__REQUIRED TASK__. Return all of the data exactly, with nothing left out but the pictures.

+++ EXTRACTED MATERIAL

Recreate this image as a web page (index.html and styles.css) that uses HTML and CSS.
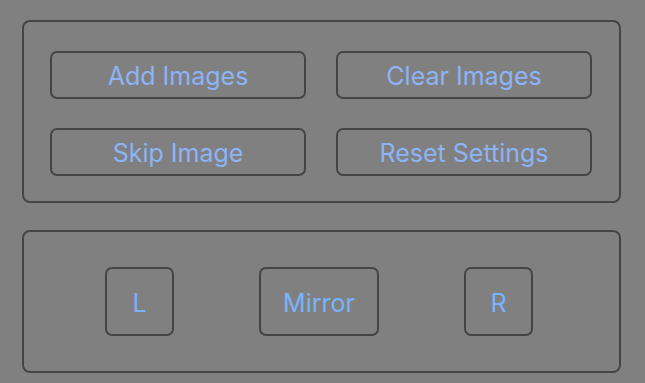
FILE: index.html
```html
<!DOCTYPE html>
<html lang="en">
<head>
    <meta charset="UTF-8">
    <title>Image Controls</title>
    <link rel="stylesheet" href="styles.css">
</head>
<body>

<div class="panel panel-actions">
    <button class="btn">Add Images</button>
    <button class="btn">Clear Images</button>
    <button class="btn">Skip Image</button>
    <button class="btn">Reset Settings</button>
</div>

<div class="panel panel-flip">
    <button class="btn btn-square">L</button>
    <button class="btn btn-mirror">Mirror</button>
    <button class="btn btn-square">R</button>
</div>

</body>
</html>
```

FILE: styles.css
```css
:root {
    --bg: #808080;
    --line: #454545;
    --text: #8cb4f6;
    --text-alt: #78b4fc;
}

* { box-sizing: border-box; }

body {
    margin: 0;
    padding: 20px 24px 0 22px;
    background: var(--bg);
    font-family: Inter, "Noto Sans", sans-serif;
    display: flex;
    flex-direction: column;
    gap: 27px;
}

.panel {
    border: 2px solid var(--line);
    border-radius: 8px;
}

/* Top block: 2x2 grid of wide buttons */
.panel-actions {
    display: grid;
    grid-template-columns: 256px 256px;
    grid-auto-rows: 48px;
    gap: 29px 30px;
    padding: 29px 26px 25px;
    height: 183px;
}

.btn {
    background: none;
    border: 2px solid var(--line);
    border-radius: 7px;
    color: var(--text);
    font-family: inherit;
    font-size: 25px;
    font-weight: 400;
    padding: 2px 0 0;
    cursor: pointer;
}

/* Bottom block: L / Mirror / R */
.panel-flip {
    height: 143px;
    display: flex;
    gap: 85px;
    padding-left: 81px;
    align-items: center;
}

.panel-flip .btn { height: 69px; color: var(--text-alt); }
.btn-square { width: 69px; }
.btn-mirror { width: 120px; }
```
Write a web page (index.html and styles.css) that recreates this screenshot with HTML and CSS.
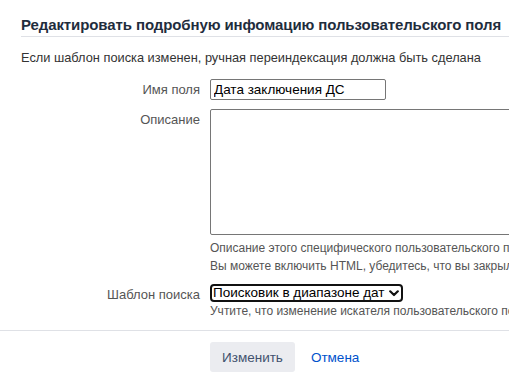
FILE: index.html
```
<!DOCTYPE html>
<html lang="ru">
<head>
<meta charset="utf-8">
<title>Редактировать</title>
<link rel="stylesheet" href="styles.css">
</head>
<body>
<div class="page">
  <h2 class="title">Редактировать подробную инфомацию пользовательского поля</h2>
  <p class="intro">Если шаблон поиска изменен, ручная переиндексация должна быть сделана</p>
  <form class="form">
    <div class="row">
      <label class="label">Имя поля</label>
      <div class="field"><input class="text" type="text" value="Дата заключения ДС"></div>
    </div>
    <div class="row">
      <label class="label label-top">Описание</label>
      <div class="field">
        <textarea class="area"></textarea>
        <div class="help">Описание этого специфического пользовательского поля для использования пользователями.</div>
        <div class="help">Вы можете включить HTML, убедитесь, что вы закрыли все теги.</div>
      </div>
    </div>
    <div class="row row-select">
      <label class="label">Шаблон поиска</label>
      <div class="field">
        <span class="select-wrap">
          <select class="select"><option>Поисковик в диапазоне дат</option></select>
          <svg class="chev" width="10" height="7" viewBox="0 0 10 7"><path d="M1.2 1.3 L5 5 L8.8 1.3" fill="none" stroke="#111" stroke-width="2.2" stroke-linecap="round" stroke-linejoin="round"/></svg>
        </span>
        <div class="help">Учтите, что изменение искателя пользовательского поля может потребовать переиндексации.</div>
      </div>
    </div>
    <div class="actions">
      <button class="btn" type="button">Изменить</button>
      <a class="link" href="#">Отмена</a>
    </div>
  </form>
</div>
</body>
</html>
```
FILE: styles.css
```
html, body {
  margin: 0;
  padding: 0;
  background: #fff;
  overflow: hidden;
}
body {
  font-family: "Segoe UI", "Liberation Sans", Arial, sans-serif;
  color: #333;
  font-size: 12.8px;
}
.page {
  width: 800px;
  padding-left: 21px;
}
.title {
  margin: 0;
  padding-top: 14px;
  padding-bottom: 1px;
  font-size: 15px;
  letter-spacing: -0.1px;
  font-weight: 600;
  line-height: 21px;
  color: #1f2d3d;
  border-bottom: 1px solid #dfe1e6;
}
.intro {
  margin: 11px 0 0 0;
  line-height: 20px;
  color: #333;
}
.form {
  margin-top: 11px;
  margin-left: -6px;
}
.row {
  display: flex;
  align-items: flex-start;
  margin-bottom: 9px;
}
.label {
  width: 195px;
  box-sizing: border-box;
  text-align: right;
  padding-right: 10px;
  color: #555;
  font-size: 13px;
  line-height: 21px;
  flex: none;
}
.label-top {
  padding-top: 0;
}
.field {
  display: flex;
  flex-direction: column;
  align-items: flex-start;
}
.text {
  box-sizing: border-box;
  width: 176px;
  height: 21px;
  margin: 0;
  border: 1px solid #767676;
  border-radius: 2px;
  padding: 0 3px;
  font-family: inherit;
  font-size: 13.5px;
  color: #000;
}
.area {
  box-sizing: border-box;
  width: 500px;
  height: 126px;
  margin: 0;
  border: 1px solid #767676;
  border-radius: 2px;
  resize: none;
  font-family: inherit;
}
.help {
  font-size: 12px;
  line-height: 18px;
  color: #555;
  white-space: nowrap;
}
.area + .help {
  margin-top: 4px;
}
.row-select {
  margin-top: 9px;
}
.select-wrap {
  position: relative;
  display: inline-block;
}
.select {
  appearance: none;
  -webkit-appearance: none;
  box-sizing: border-box;
  width: 193px;
  height: 18px;
  margin: 0;
  border: 2px solid #111;
  border-radius: 4px;
  padding: 0 16px 0 1px;
  font-family: inherit;
  font-size: 13.5px;
  line-height: 14px;
  color: #000;
  background: #fff;
  display: block;
}
.chev {
  position: absolute;
  right: 4px;
  top: 6px;
}
.actions {
  border-top: 1px solid #dfe1e6;
  margin-left: -15px;
  margin-top: 10px;
  padding: 11px 0 0 210px;
  display: flex;
  align-items: center;
  gap: 16px;
}
.btn {
  height: 30px;
  padding: 0 12px;
  border: none;
  border-radius: 3px;
  background: #ebecf0;
  color: #42526e;
  font-family: inherit;
  font-size: 13.5px;
}
.link {
  color: #0052cc;
  font-size: 13.5px;
  text-decoration: none;
}
```
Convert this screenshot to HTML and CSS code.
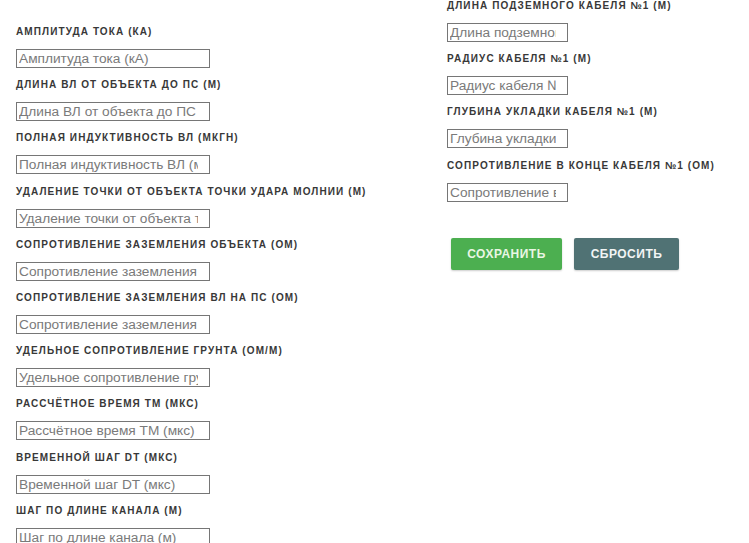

++++++

__SOLUTION TO THIS EXERCISE__.
Recreate this image as a web page (index.html and styles.css) that uses HTML and CSS.
FILE: index.html
```html
<!DOCTYPE html>
<html lang="en">
<head>
    <meta charset="UTF-8">
    <title>Image Controls</title>
    <link rel="stylesheet" href="styles.css">
</head>
<body>

<div class="panel panel-actions">
    <button class="btn">Add Images</button>
    <button class="btn">Clear Images</button>
    <button class="btn">Skip Image</button>
    <button class="btn">Reset Settings</button>
</div>

<div class="panel panel-flip">
    <button class="btn btn-square">L</button>
    <button class="btn btn-mirror">Mirror</button>
    <button class="btn btn-square">R</button>
</div>

</body>
</html>
```

FILE: styles.css
```css
:root {
    --bg: #808080;
    --line: #454545;
    --text: #8cb4f6;
    --text-alt: #78b4fc;
}

* { box-sizing: border-box; }

body {
    margin: 0;
    padding: 20px 24px 0 22px;
    background: var(--bg);
    font-family: Inter, "Noto Sans", sans-serif;
    display: flex;
    flex-direction: column;
    gap: 27px;
}

.panel {
    border: 2px solid var(--line);
    border-radius: 8px;
}

/* Top block: 2x2 grid of wide buttons */
.panel-actions {
    display: grid;
    grid-template-columns: 256px 256px;
    grid-auto-rows: 48px;
    gap: 29px 30px;
    padding: 29px 26px 25px;
    height: 183px;
}

.btn {
    background: none;
    border: 2px solid var(--line);
    border-radius: 7px;
    color: var(--text);
    font-family: inherit;
    font-size: 25px;
    font-weight: 400;
    padding: 2px 0 0;
    cursor: pointer;
}

/* Bottom block: L / Mirror / R */
.panel-flip {
    height: 143px;
    display: flex;
    gap: 85px;
    padding-left: 81px;
    align-items: center;
}

.panel-flip .btn { height: 69px; color: var(--text-alt); }
.btn-square { width: 69px; }
.btn-mirror { width: 120px; }
```
Write a web page (index.html and styles.css) that recreates this screenshot with HTML and CSS.
FILE: index.html
```
<!DOCTYPE html>
<html lang="ru">
<head>
<meta charset="utf-8">
<title>Редактировать</title>
<link rel="stylesheet" href="styles.css">
</head>
<body>
<div class="page">
  <h2 class="title">Редактировать подробную инфомацию пользовательского поля</h2>
  <p class="intro">Если шаблон поиска изменен, ручная переиндексация должна быть сделана</p>
  <form class="form">
    <div class="row">
      <label class="label">Имя поля</label>
      <div class="field"><input class="text" type="text" value="Дата заключения ДС"></div>
    </div>
    <div class="row">
      <label class="label label-top">Описание</label>
      <div class="field">
        <textarea class="area"></textarea>
        <div class="help">Описание этого специфического пользовательского поля для использования пользователями.</div>
        <div class="help">Вы можете включить HTML, убедитесь, что вы закрыли все теги.</div>
      </div>
    </div>
    <div class="row row-select">
      <label class="label">Шаблон поиска</label>
      <div class="field">
        <span class="select-wrap">
          <select class="select"><option>Поисковик в диапазоне дат</option></select>
          <svg class="chev" width="10" height="7" viewBox="0 0 10 7"><path d="M1.2 1.3 L5 5 L8.8 1.3" fill="none" stroke="#111" stroke-width="2.2" stroke-linecap="round" stroke-linejoin="round"/></svg>
        </span>
        <div class="help">Учтите, что изменение искателя пользовательского поля может потребовать переиндексации.</div>
      </div>
    </div>
    <div class="actions">
      <button class="btn" type="button">Изменить</button>
      <a class="link" href="#">Отмена</a>
    </div>
  </form>
</div>
</body>
</html>
```
FILE: styles.css
```
html, body {
  margin: 0;
  padding: 0;
  background: #fff;
  overflow: hidden;
}
body {
  font-family: "Segoe UI", "Liberation Sans", Arial, sans-serif;
  color: #333;
  font-size: 12.8px;
}
.page {
  width: 800px;
  padding-left: 21px;
}
.title {
  margin: 0;
  padding-top: 14px;
  padding-bottom: 1px;
  font-size: 15px;
  letter-spacing: -0.1px;
  font-weight: 600;
  line-height: 21px;
  color: #1f2d3d;
  border-bottom: 1px solid #dfe1e6;
}
.intro {
  margin: 11px 0 0 0;
  line-height: 20px;
  color: #333;
}
.form {
  margin-top: 11px;
  margin-left: -6px;
}
.row {
  display: flex;
  align-items: flex-start;
  margin-bottom: 9px;
}
.label {
  width: 195px;
  box-sizing: border-box;
  text-align: right;
  padding-right: 10px;
  color: #555;
  font-size: 13px;
  line-height: 21px;
  flex: none;
}
.label-top {
  padding-top: 0;
}
.field {
  display: flex;
  flex-direction: column;
  align-items: flex-start;
}
.text {
  box-sizing: border-box;
  width: 176px;
  height: 21px;
  margin: 0;
  border: 1px solid #767676;
  border-radius: 2px;
  padding: 0 3px;
  font-family: inherit;
  font-size: 13.5px;
  color: #000;
}
.area {
  box-sizing: border-box;
  width: 500px;
  height: 126px;
  margin: 0;
  border: 1px solid #767676;
  border-radius: 2px;
  resize: none;
  font-family: inherit;
}
.help {
  font-size: 12px;
  line-height: 18px;
  color: #555;
  white-space: nowrap;
}
.area + .help {
  margin-top: 4px;
}
.row-select {
  margin-top: 9px;
}
.select-wrap {
  position: relative;
  display: inline-block;
}
.select {
  appearance: none;
  -webkit-appearance: none;
  box-sizing: border-box;
  width: 193px;
  height: 18px;
  margin: 0;
  border: 2px solid #111;
  border-radius: 4px;
  padding: 0 16px 0 1px;
  font-family: inherit;
  font-size: 13.5px;
  line-height: 14px;
  color: #000;
  background: #fff;
  display: block;
}
.chev {
  position: absolute;
  right: 4px;
  top: 6px;
}
.actions {
  border-top: 1px solid #dfe1e6;
  margin-left: -15px;
  margin-top: 10px;
  padding: 11px 0 0 210px;
  display: flex;
  align-items: center;
  gap: 16px;
}
.btn {
  height: 30px;
  padding: 0 12px;
  border: none;
  border-radius: 3px;
  background: #ebecf0;
  color: #42526e;
  font-family: inherit;
  font-size: 13.5px;
}
.link {
  color: #0052cc;
  font-size: 13.5px;
  text-decoration: none;
}
```
Convert this screenshot to HTML and CSS code.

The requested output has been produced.